3/4 cup Diamond Walnuts
1 envelope unflavored gelatin
1/4 cup cold water
1 can (1 pound) pumpkin
3/4 cup granulated sugar
1/2 cup milk
3 large eggs, separated
1 tsp pumpkin pie spice
1/2 tsp salt
1/4 tsp vanilla
1 cup whipping cream
1 9" baked, cooled pie shell (I find a deep dish shell works best)
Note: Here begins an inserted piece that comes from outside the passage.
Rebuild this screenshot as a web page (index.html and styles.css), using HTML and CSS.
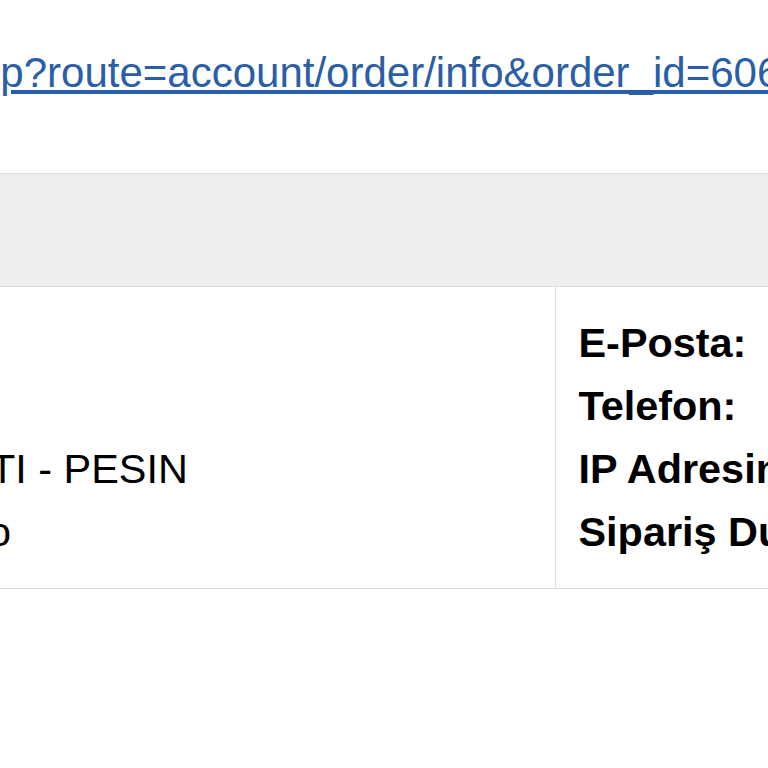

Diamond walnut halves for decoration
Chop walnuts fine, set aside. Soften gelatin in water in a 2 qt saucepan. Stir in pumpkin, 1/2 cup of the sugar, milk, lightly beaten egg yolks, spice and salt. Heat just to boiling, stirring constantly. Turn heat very low and cook 5 min., stirring. Remove from heat; add vanilla and cool. Chill until mixture thickens slightly. Beat egg whites to soft peaks. Gradually beat in 2 Tbsp sugar, beating until stiff. Fold into pumpkin mixture along with chopped walnuts. Beat cream with remaining sugar until very stiff. (Don't let it turn to butter!) Turn half pumpkin mixture into pie shell and spread level. Top with 3/4 of the cream and spread in even layer. Spoon on remaining pumpkin filling. Decorate top with remaining cream in dollops around the edge and place a walnut in each dallop of cream.